Floods, avalanches kill at least 260

QUETTA, Pakistan -- This nation launched a huge relief operation for an estimated 20,000 people affected by torrential rains in the southwest, as floods and avalanches pushed the death toll to 260 nationwide, officials said yesterday.

Authorities rushed in thousands of troops to help rescue efforts in the remote province of Baluchistan. Local government spokesman Razak Bugti said 500 people were missing after a dam burst following the country's worst deluge in 16 years.

Villages near the coastal town of Pasni bore the brunt of the destruction when waters breached the Shadikor Dam, sweeping away people and houses.

Provincial minister Sher Jan Baluch said the death toll from the disaster had risen to 71.

Pasni lies about 500 miles south of the provincial capital, Quetta. More than 40 people have been killed in other parts of the province affected by rain.

President Pervez Musharraf said he was going to visit the area to take charge.

"I will oversee relief operations. A C-130 plane is standing before me," Musharraf said.

Officials said at least five villages, home to about 7,000 people, had been submerged by waters pouring from the ruptured dam, an embankment 115 feet high and 985 feet long constructed two years ago.

Four thousand people living near the Akra Caur Dam supplying water to the nearby port of Gawadar had also been evacuated as water levels passed danger limits, officials said.

"People have taken shelter on nearby high ground, and helicopters are lifting them from there," said Bashir Baluch, a resident of Gawadar, describing the situation in Suntsar, a small town between Pasni and Gawadar.

Parts of Pasni were under 3 feet of water, and tents had been put up on higher ground for the displaced families.

"The people who have taken shelter on their rooftops have been picked up and provided shelter in the government buildings," said an official at Baluchistan's Crisis Control Cell.

Officials say 6,000 army, paramilitary, and navy troops have been mobilized.

Military transport planes and trucks were ferrying in food, blankets, tents, and other emergency supplies, while helicopters flew over flooded areas as several bridges along the main coastal highway had been washed away.

Avalanches, flash floods, and roof collapses wrought havoc in the north and northwest, where reports say about 150 people have died.

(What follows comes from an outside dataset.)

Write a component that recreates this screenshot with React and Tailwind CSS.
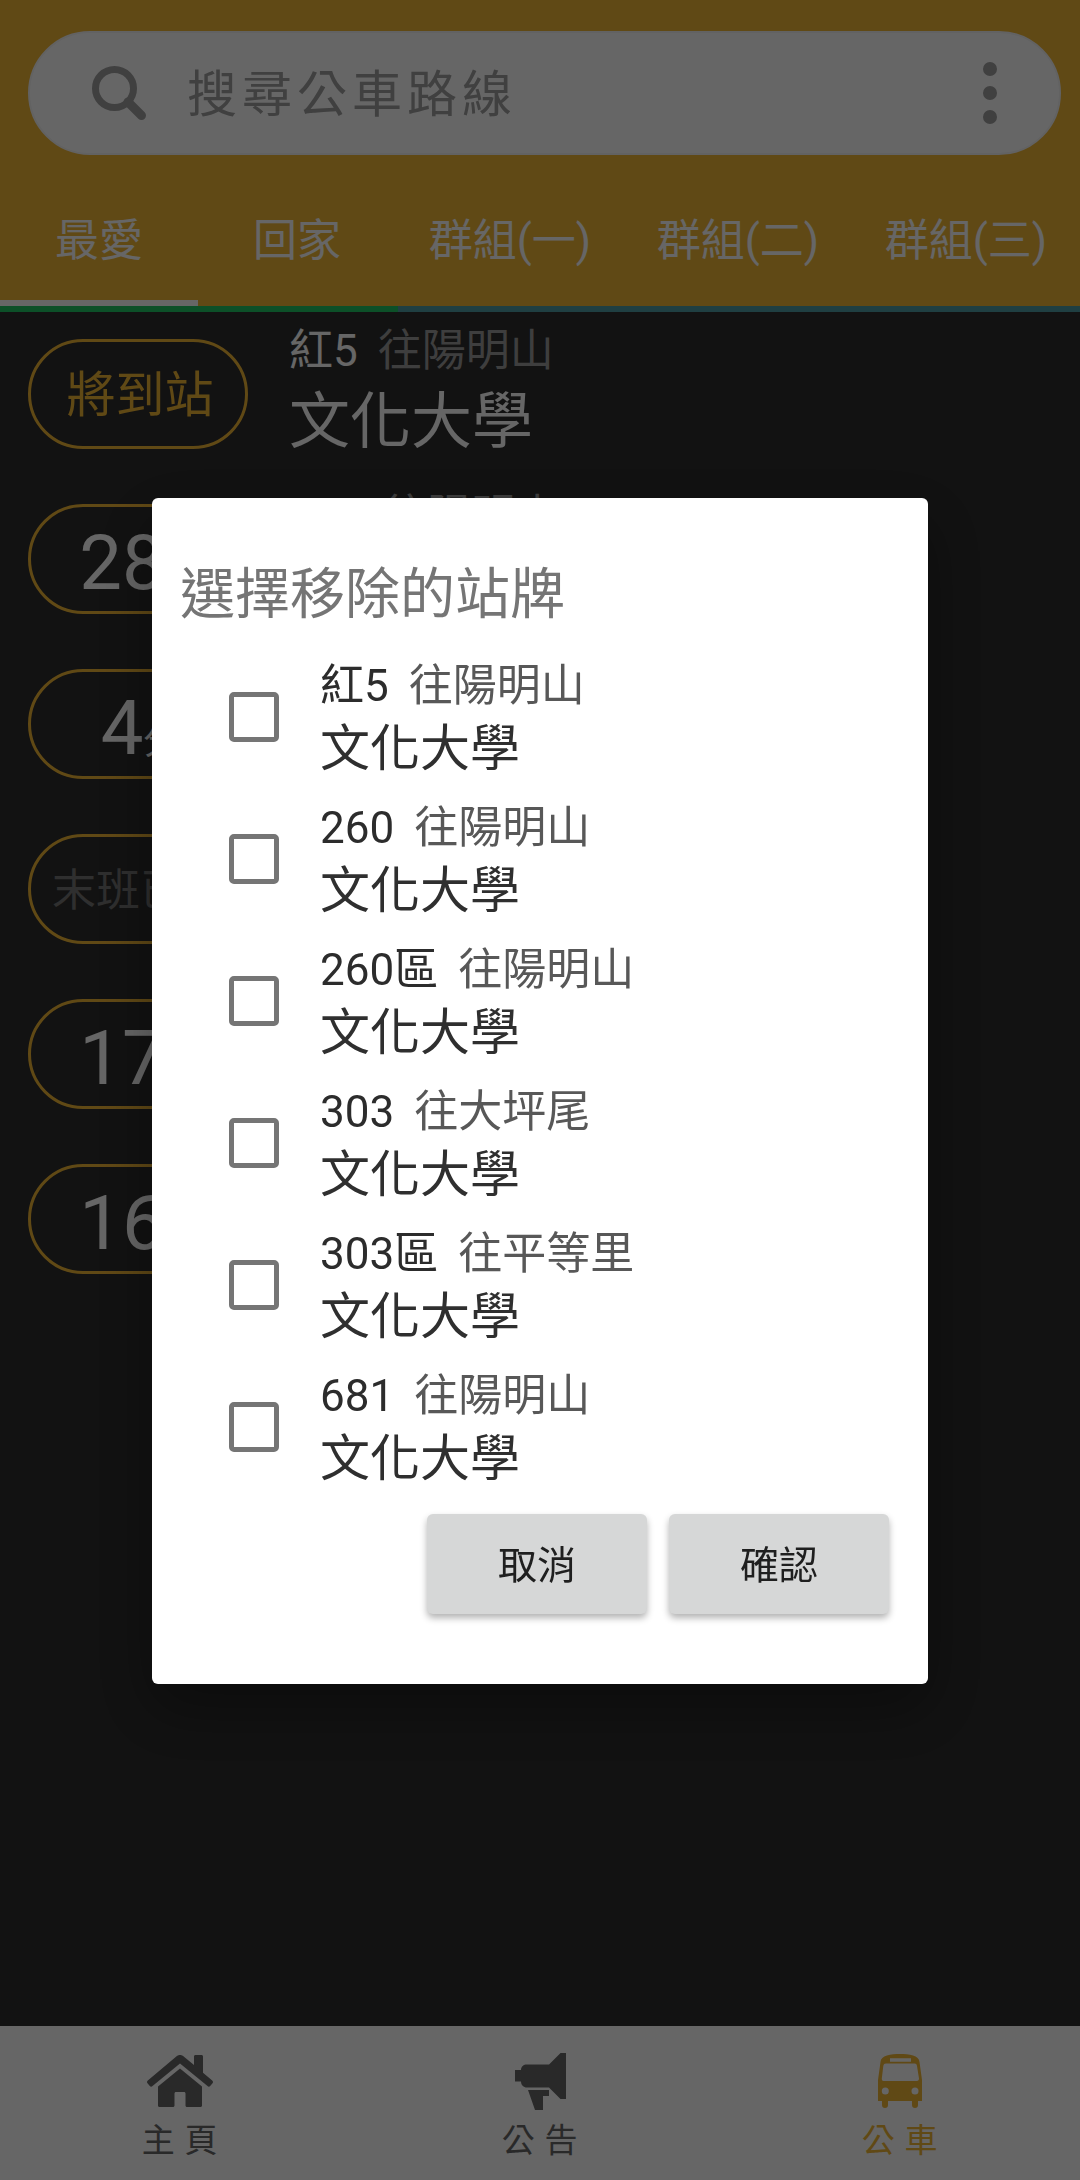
import React from "react";

const tabs = [
  { name: "最愛", active: true, wide: false },
  { name: "回家", active: false, wide: false },
  { name: "群組(一)", active: false, wide: true },
  { name: "群組(二)", active: false, wide: true },
  { name: "群組(三)", active: false, wide: true },
];

const stops = [
  { route: "紅5", dest: "往陽明山", stop: "文化大學", status: "將到站", kind: "soon" },
  { route: "260", dest: "往陽明山", stop: "文化大學", status: "28", kind: "minutes" },
  { route: "260區", dest: "往陽明山", stop: "文化大學", status: "4", kind: "minutes" },
  { route: "303", dest: "往大坪尾", stop: "文化大學", status: "末班已過", kind: "ended" },
  { route: "303區", dest: "往平等里", stop: "文化大學", status: "17", kind: "minutes" },
  { route: "681", dest: "往陽明山", stop: "文化大學", status: "16", kind: "minutes" },
];

function SearchIcon() {
  return (
    <svg viewBox="0 0 54 54" className="h-[54px] w-[54px] shrink-0 text-[#a0a0a0]" fill="none" stroke="currentColor" aria-hidden="true">
      <circle cx="22.5" cy="22.5" r="19" strokeWidth="7" />
      <path d="M36 36 49.500 49.500" strokeWidth="9" strokeLinecap="round" />
    </svg>
  );
}

function HomeIcon() {
  return (
    <svg viewBox="0 0 66 52" className="h-[52px] w-[66px]" fill="currentColor" aria-hidden="true">
      <path d="M33 0C31.500 0 30.500.5 29.300 1.500L.8 25.500C-.2 26.400-.2 27.400.5 28.300L2.800 31C3.500 31.800 4.600 31.900 5.500 31.100L33 8.500 60.500 31.100C61.400 31.900 62.500 31.800 63.200 31L65.500 28.300C66.200 27.400 66.200 26.400 65.200 25.500L56 17.700V1.500C56 .6 55.400 0 54.500 0H48.500C47.600 0 47 .6 47 1.500V10L36.700 1.500C35.500.5 34.500 0 33 0Z" />
      <path d="M33 13.500 11 31.500V50.500C11 51.400 11.600 52 12.500 52H26C26.900 52 27.500 51.400 27.500 50.500V38.500C27.500 37.600 28.100 37 29 37H37C37.900 37 38.500 37.600 38.500 38.500V50.500C38.500 51.400 39.100 52 40 52H53.500C54.400 52 55 51.400 55 50.500V31.500Z" />
    </svg>
  );
}

function MegaphoneIcon() {
  return (
    <svg viewBox="0 0 51 57" className="h-[57px] w-[51px]" fill="currentColor" aria-hidden="true">
      <path d="M45.500 0H51V46H45.500L34 34.500H12C8.500 34.500 6 32 6 28.500H0V17H6C6 13.500 8.500 11.500 12 11.500H34Z" />
      <path d="M13 37H34V43H28V57H20Z" />
    </svg>
  );
}

function BusIcon() {
  return (
    <svg viewBox="0 0 44 54" className="h-[54px] w-[44px]" fill="currentColor" fillRule="evenodd" aria-hidden="true">
      <path d="M22 0C13 0 2.700 1.500 2.500 8L0 26V47H4V51A3 3 0 0 0 10 51V47H34V51A3 3 0 0 0 40 51V47H44V26L41.500 8C41.300 1.500 31 0 22 0ZM12 4.300H33V7.700H12ZM8 9.500H36.500C38 9.500 38.800 10.300 39 12L41 24.500C41 26 40.300 27 39 27H5.500C4.200 27 3.700 26 3.800 24.500L5.300 12C5.500 10.300 6.500 9.500 8 9.500ZM7.300 33.500A3.500 3.500 0 1 1 7.300 40.500 3.500 3.500 0 1 1 7.300 33.500ZM37 33.500A3.500 3.500 0 1 1 37 40.500 3.500 3.500 0 1 1 37 33.500Z" />
    </svg>
  );
}

function StatusPill({ status, kind }) {
  return (
    <div className="flex h-[110px] w-[220px] shrink-0 items-center justify-center rounded-full border-[3px] border-[#f1b636] pt-1 pl-1 whitespace-nowrap">
      {kind === "soon" && <span className="text-[49px] text-[#f1b636]">{status}</span>}
      {kind === "ended" && <span className="text-[44px] text-[#757575]">{status}</span>}
      {kind === "minutes" && (
        <span className="pt-1 text-[76px] text-white">
          {status}
          <span className="text-[36px]">分</span>
        </span>
      )}
    </div>
  );
}

function ArrivalRow({ item }) {
  return (
    <li className="flex h-[165px] items-center gap-[41px] px-7 pb-px">
      <StatusPill status={item.status} kind={item.kind} />
      <div className="pb-1">
        <p className="flex gap-5 text-[44px] leading-[60px]">
          <span className="text-white">{item.route}</span>
          <span className="text-[#9c9c9c]">{item.dest}</span>
        </p>
        <p className="text-[61px] leading-[82px] text-white">{item.stop}</p>
      </div>
    </li>
  );
}

function NavItem({ icon, label, active }) {
  return (
    <a
      href="#"
      className={
        "flex flex-1 flex-col items-center " + (active ? "text-[#f1b636]" : "text-[#686868]")
      }
    >
      <span className="flex h-[62px] items-center">{icon}</span>
      <span className="text-[33px] leading-[58px] tracking-wide">{label}</span>
    </a>
  );
}

function RemoveDialog() {
  return (
    <div
      role="dialog"
      aria-modal="true"
      aria-labelledby="remove-title"
      className="w-full max-w-[776px] rounded-md bg-white pt-[66px] pb-[70px] shadow-[0_24px_60px_rgba(0,0,0,0.35)]"
    >
      <h2 id="remove-title" className="px-7 text-[55px] leading-[60px] text-[#757575]">
        選擇移除的站牌
      </h2>
      <ul className="pt-[22px]">
        {stops.map((item) => (
          <li key={item.route}>
            <label className="flex h-[142px] items-center gap-[41px] pl-[77px]">
              <input
                type="checkbox"
                className="h-[50px] w-[50px] shrink-0 appearance-none rounded-[5px] border-[5px] border-[#757575] checked:bg-[#757575]"
              />
              <span className="flex flex-col pt-0.5">
                <span className="flex gap-5 text-[44px] leading-[62px]">
                  <span className="text-[#2c2c2c]">{item.route}</span>
                  <span className="text-[#585858]">{item.dest}</span>
                </span>
                <span className="text-[50px] leading-[64px] text-[#2f2f2f]">{item.stop}</span>
              </span>
            </label>
          </li>
        ))}
      </ul>
      <div className="flex justify-end gap-[22px] pt-4 pr-[39px]">
        <button type="button" className="h-[100px] w-[220px] rounded-md bg-[#d6d7d7] pt-1 text-[39px] text-[#1f1f1f] shadow-[0_4px_7px_rgba(0,0,0,0.3)]">
          取消
        </button>
        <button type="button" className="h-[100px] w-[220px] rounded-md bg-[#d6d7d7] pt-1 text-[39px] text-[#1f1f1f] shadow-[0_4px_7px_rgba(0,0,0,0.3)]">
          確認
        </button>
      </div>
    </div>
  );
}

export default function App() {
  return (
    <div className="flex min-h-screen flex-col bg-[#2d2d2d] font-[Roboto,'Noto_Sans_CJK_TC',sans-serif]">
      <header className="bg-[#f1b636] pt-[31px]">
        <div className="mr-[19px] ml-7 flex h-[124px] items-center rounded-full border-2 border-[#f4f4f4] bg-white pr-[62px] pl-[62px]">
          <SearchIcon />
          <input
            type="text"
            aria-label="搜尋公車路線"
            placeholder="搜尋公車路線"
            className="ml-[41px] min-w-0 flex-1 bg-transparent pt-1 text-[50px] tracking-widest outline-none placeholder:text-[#a0a0a0]"
          />
          <button type="button" aria-label="選單" className="flex flex-col items-center gap-[10px]">
            <span className="h-[14px] w-[14px] rounded-full bg-[#a0a0a0]" />
            <span className="h-[14px] w-[14px] rounded-full bg-[#a0a0a0]" />
            <span className="h-[14px] w-[14px] rounded-full bg-[#a0a0a0]" />
          </button>
        </div>
        <nav className="flex pt-[19px]" aria-label="群組">
          {tabs.map((tab) => (
            <button
              key={tab.name}
              type="button"
              className={
                "h-[132px] border-b-[6px] pt-2 text-[44px] whitespace-nowrap text-white " +
                (tab.wide ? "grow basis-[228px] " : "grow basis-[198px] ") +
                (tab.active ? "border-white" : "border-transparent")
              }
            >
              {tab.name}
            </button>
          ))}
        </nav>
      </header>
      <div className="flex h-[6px] bg-[#4e9ea5]">
        <div className="w-[398px] bg-[#1ec864]" />
      </div>
      <main className="grow">
        <ul>
          {stops.map((item) => (
            <ArrivalRow key={item.route} item={item} />
          ))}
        </ul>
      </main>
      <nav className="flex h-[154px] bg-white pt-6" aria-label="主選單">
        <NavItem icon={<HomeIcon />} label="主 頁" />
        <NavItem icon={<MegaphoneIcon />} label="公 告" />
        <NavItem icon={<BusIcon />} label="公 車" active />
      </nav>
      <div className="fixed inset-0 flex items-center justify-center bg-black/60 pt-0.5">
        <RemoveDialog />
      </div>
    </div>
  );
}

In the worst single incident, some 33 Kashmiri villagers perished in an avalanche that struck Mathawali Siri hamlet in the Neelam Valley, said Faisal Saleh Hayat, minister for Kashmir affairs and northern areas.

Five more people were killed in an avalanche in another Kashmiri valley, and authorities in Muzaffarabad, the capital of Pakistan-held Kashmir, evacuated homes on the city's outskirts as a precaution against landslides as the downpour continued.

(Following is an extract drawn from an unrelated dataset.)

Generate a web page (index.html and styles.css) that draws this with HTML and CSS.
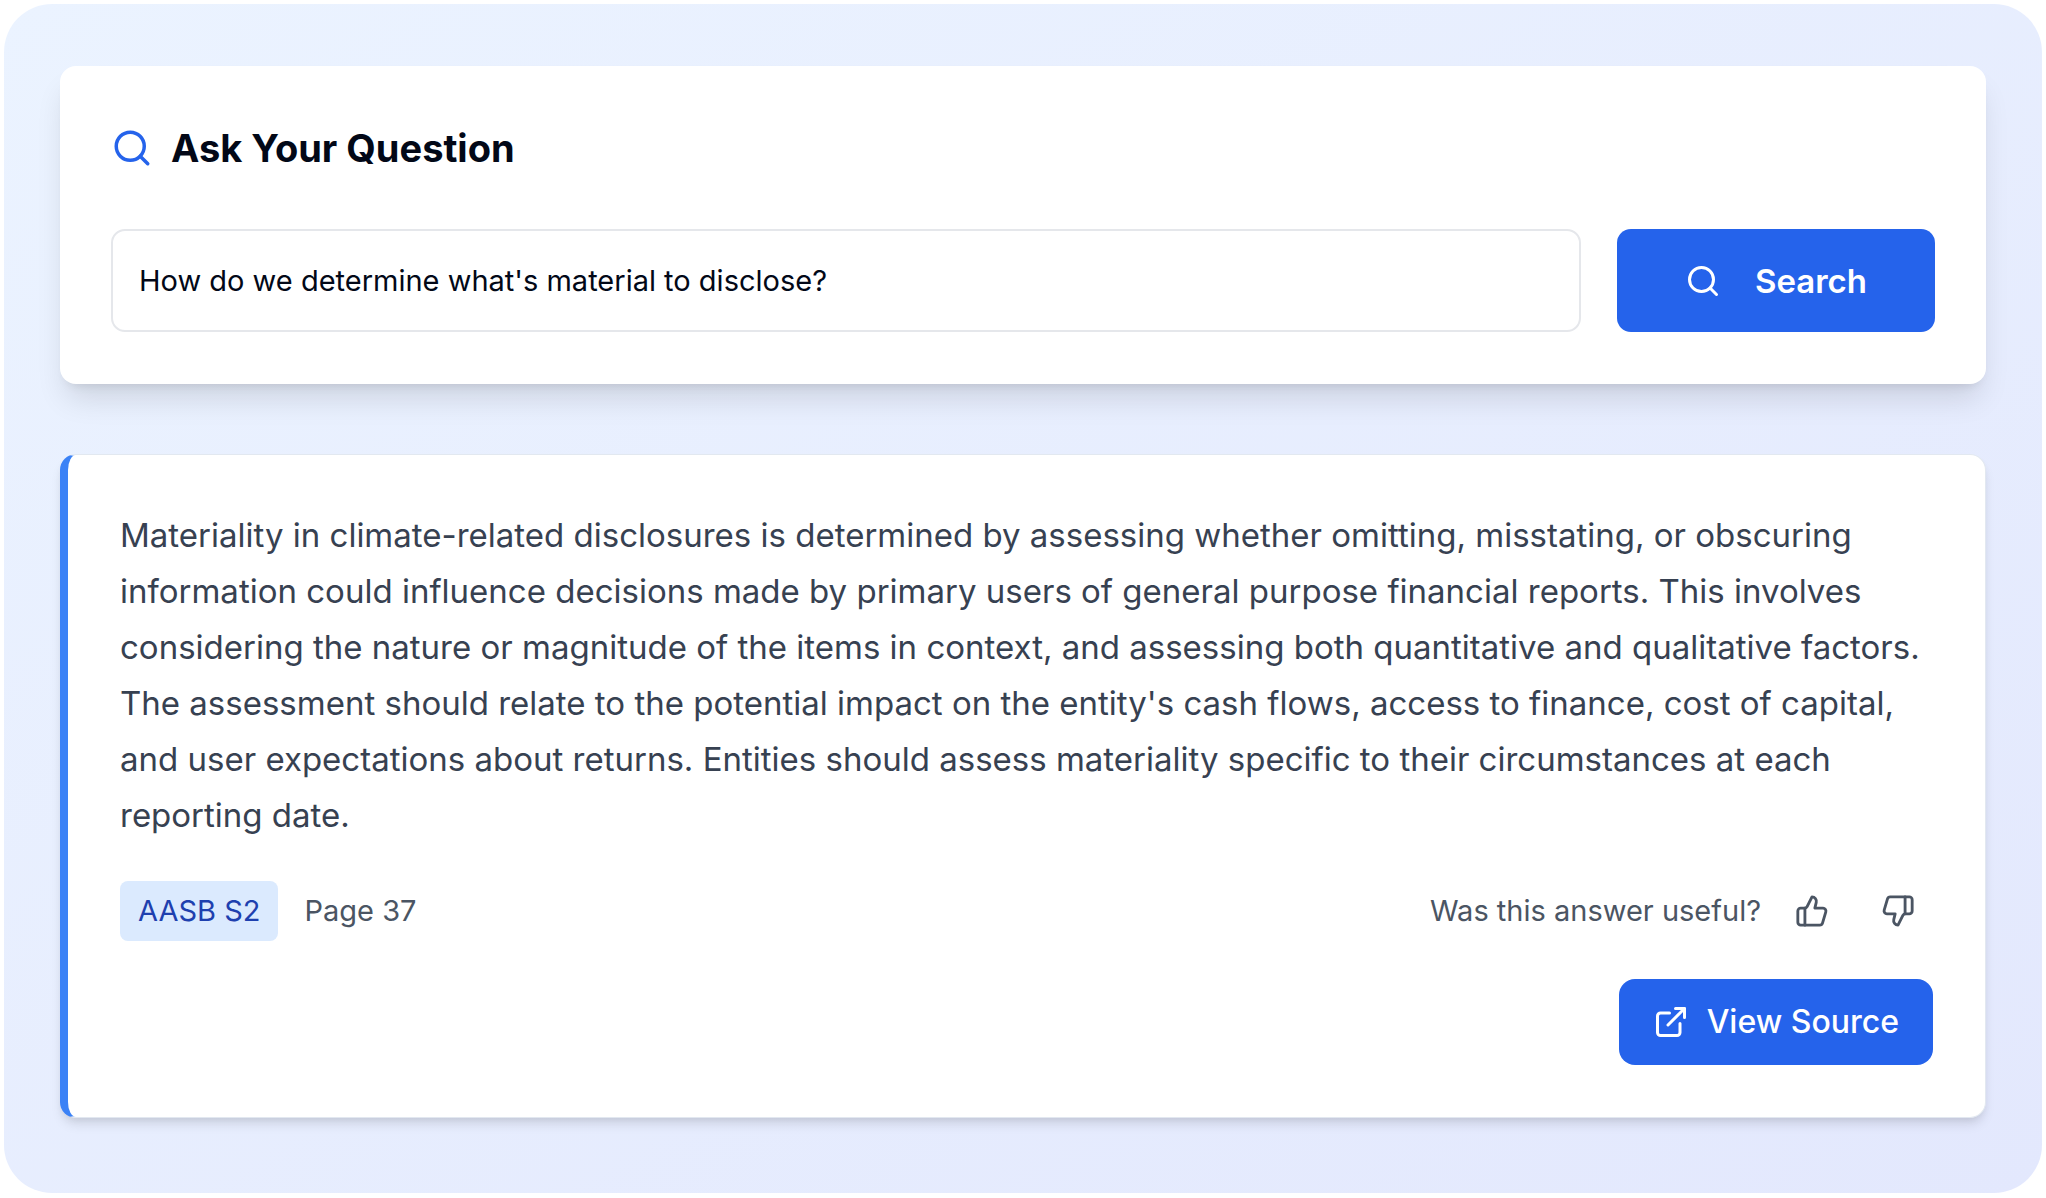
FILE: index.html
```
<!DOCTYPE html>
<html lang="en">
<head>
  <meta charset="UTF-8" />
  <meta name="viewport" content="width=device-width, initial-scale=1.0" />
  <title>Ask Your Question</title>
  <link rel="stylesheet" href="styles.css">
</head>
<body>
  <main class="panel">
    <section class="card search-card">
      <h1 class="title">
        <svg class="icon icon-title" viewBox="0 0 24 24" aria-hidden="true"><circle cx="11" cy="11" r="8"/><path d="m21 21-4.3-4.3"/></svg>
        <label for="question">Ask Your Question</label>
      </h1>
      <form class="search-form" onsubmit="return false">
        <input type="text" id="question" class="question" value="How do we determine what's material to disclose?">
        <button type="submit" class="btn btn-search">
          <svg class="icon icon-search" viewBox="0 0 24 24" aria-hidden="true"><circle cx="11" cy="11" r="8"/><path d="m21 21-4.3-4.3"/></svg>
          Search
        </button>
      </form>
    </section>

    <section class="card answer-card">
      <p class="answer">Materiality in climate-related disclosures is determined by assessing whether omitting, misstating, or obscuring information could influence decisions made by primary users of general purpose financial reports. This involves considering the nature or magnitude of the items in context, and assessing both quantitative and qualitative factors. The assessment should relate to the potential impact on the entity's cash flows, access to finance, cost of capital, and user expectations about returns. Entities should assess materiality specific to their circumstances at each reporting date.</p>
      <div class="meta">
        <span class="badge">AASB S2</span>
        <span class="page">Page 37</span>
        <div class="feedback">
          <span>Was this answer useful?</span>
          <button type="button" class="vote" aria-label="Useful">
            <svg class="icon icon-vote" viewBox="0 0 24 24" aria-hidden="true"><path d="M7 10v12"/><path d="M15 5.88 14 10h5.83a2 2 0 0 1 1.92 2.56l-2.33 8A2 2 0 0 1 17.5 22H4a2 2 0 0 1-2-2v-8a2 2 0 0 1 2-2h2.76a2 2 0 0 0 1.79-1.11L12 2a3.13 3.13 0 0 1 3 3.88Z"/></svg>
          </button>
          <button type="button" class="vote" aria-label="Not useful">
            <svg class="icon icon-vote" viewBox="0 0 24 24" aria-hidden="true"><path d="M17 14V2"/><path d="M9 18.12 10 14H4.17a2 2 0 0 1-1.92-2.56l2.33-8A2 2 0 0 1 6.5 2H20a2 2 0 0 1 2 2v8a2 2 0 0 1-2 2h-2.76a2 2 0 0 0-1.79 1.11L12 22a3.13 3.13 0 0 1-3-3.88Z"/></svg>
          </button>
        </div>
      </div>
      <div class="actions">
        <a href="#" class="btn btn-source">
          <svg class="icon icon-source" viewBox="0 0 24 24" aria-hidden="true"><path d="M15 3h6v6"/><path d="M10 14 21 3"/><path d="M18 13v6a2 2 0 0 1-2 2H5a2 2 0 0 1-2-2V8a2 2 0 0 1 2-2h6"/></svg>
          View Source
        </a>
      </div>
    </section>
  </main>
</body>
</html>
```

FILE: styles.css
```
* { box-sizing: border-box; }
body { margin: 4px; background: #fff; font-family: Inter, "Liberation Sans", sans-serif; color: #020817; }
h1, p { margin: 0; }

.panel { display: flex; flex-direction: column; gap: 70px; padding: 62px 56px 75px; border-radius: 48px; background: linear-gradient(to bottom right, #ebf3ff, #e3e8fd); }

.card { background: #fff; border-radius: 16px; }
.search-card { padding: 52px 51px; box-shadow: 0 20px 30px -6px rgba(0,0,0,0.12), 0 8px 12px -8px rgba(0,0,0,0.12); }
.answer-card { padding: 52px; border: 1px solid #e2e8f0; border-left: 8px solid #3b82f6; box-shadow: 0 8px 12px -2px rgba(0,0,0,0.1), 0 4px 8px -4px rgba(0,0,0,0.1); }

.icon { flex: none; fill: none; stroke: currentColor; stroke-width: 2; stroke-linecap: round; stroke-linejoin: round; }

.title { display: flex; align-items: center; gap: 18px; margin-bottom: 51px; font-size: 38px; line-height: 60px; font-weight: 700; }
.icon-title { width: 42px; height: 42px; color: #2563eb; }

.search-form { display: flex; gap: 36px; }
.question { flex: 1; min-width: 0; height: 103px; padding: 0 26px; border: 2px solid #e5e7eb; border-radius: 14px; background: #fff; font-family: inherit; font-size: 29px; color: inherit; }

.btn { display: flex; align-items: center; justify-content: center; border: none; background: #2563eb; color: #fff; font-family: inherit; text-decoration: none; cursor: pointer; }
.btn:hover { background: #1d4ed8; }
.btn-search { gap: 34px; padding: 0 68px; border-radius: 14px; font-size: 33px; font-weight: 600; }
.icon-search { width: 36px; height: 36px; }

.answer { font-size: 33px; line-height: 56px; color: #374151; }

.meta { display: flex; align-items: center; gap: 26px; margin: 38px 0; font-size: 29px; line-height: 60px; color: #4b5563; }
.badge { padding: 0 18px; border-radius: 8px; background: #dbeafe; color: #1e40af; }
.feedback { display: flex; align-items: center; gap: 16px; margin-left: auto; }
.vote { display: flex; padding: 12px 18px; border: none; border-radius: 12px; background: none; color: inherit; cursor: pointer; }
.icon-vote { width: 34px; height: 34px; }

.actions { display: flex; justify-content: flex-end; }
.btn-source { gap: 18px; padding: 0 34px; border-radius: 16px; font-size: 32px; line-height: 86px; font-weight: 500; }
.icon-source { width: 36px; height: 36px; }
```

In North West Frontier Province, newspapers reported 97 people had died in the rain and snow over the past week.

An army helicopter yesterday picked up 16 troopers caught in an avalanche in the province's Teerah Valley three days ago, and rescuers are trying to reach five more stranded soldiers, but 23 are still unaccounted for.

In the province's Swat Valley, six people were killed by falling ice and rock from a glacier in Mankial Balakot.